Geometric blow-up criteria for the non-homogeneous incompressible Euler equations in 2-D
Francesco Fanelli
TL;DR
This work studies the two-dimensional density-dependent incompressible Euler equations and proves geometric blow-up/continuation criteria that rely on controlling the derivative of the velocity along the direction $X=\nabla^{\perp}\rho$. The authors introduce the new momentum-vorticity quantity $\eta = \operatorname{curl}(\rho u)$ to eliminate the pressure and obtain transport-type estimates, treating both subcritical and critical Besov regularities, including logarithmic Besov spaces, via paradifferential calculus. In the subcritical regime they apply a log-interpolation inequality and Osgood's lemma to obtain continuation criteria, while in the critical regime they derive bounds for singular integrals in $B^0_{\infty,1}$ using refined transport estimates and log-Besov interpolation.
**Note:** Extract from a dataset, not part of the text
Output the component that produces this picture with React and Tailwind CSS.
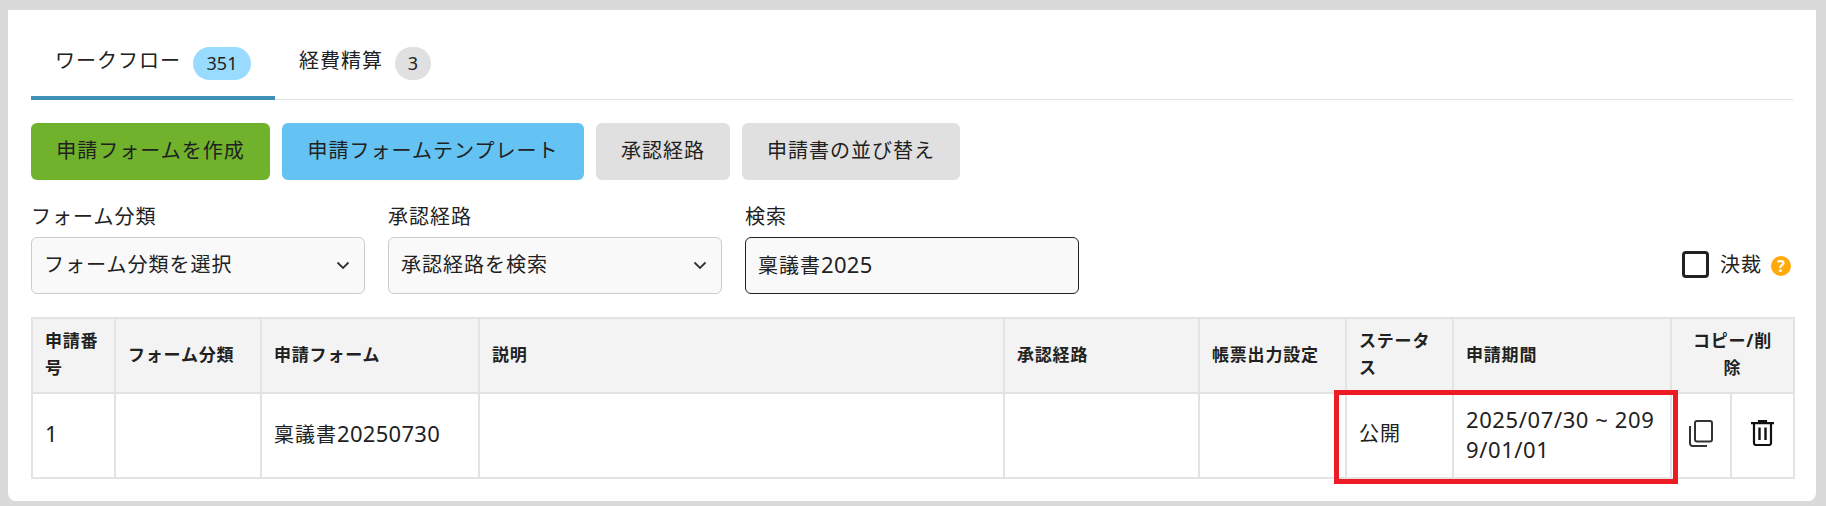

As a consequence, the paper provides geometric criteria ensuring continuation (and hence precluding blow-up) in the non-homogeneous 2D Euler setting, and recovers global well-posedness in the constant-density case, highlighting how density variations shape the dynamics.
Abstract
This paper concerns the study of the incompressible Euler equations with variable density, in the case of space dimension $d=2$. Contrarily to their homogeneous (constant density) counterpart, those equations are not known to be well-posed globally in time. A classical blow-up/continuation criterion for smooth solutions relies on the control of the Lipschitz norm of the velocity field $u$. Here we show that, for establishing blow-up or continuation of solutions, it is enough to determine a control of $\nabla u$ only along the direction $X=\nabla^\perpρ$, where $ρ$ represents the density of the fluid. Our results deal with both the subcritical regularity and critical regularity frameworks. They rely on a novel approach to study regularity of solutions for the density-dependent incompressible Euler equations. Besides, they allow to recover the global well-posedness for $ρ\equiv {\rm cst}$ as a particular case.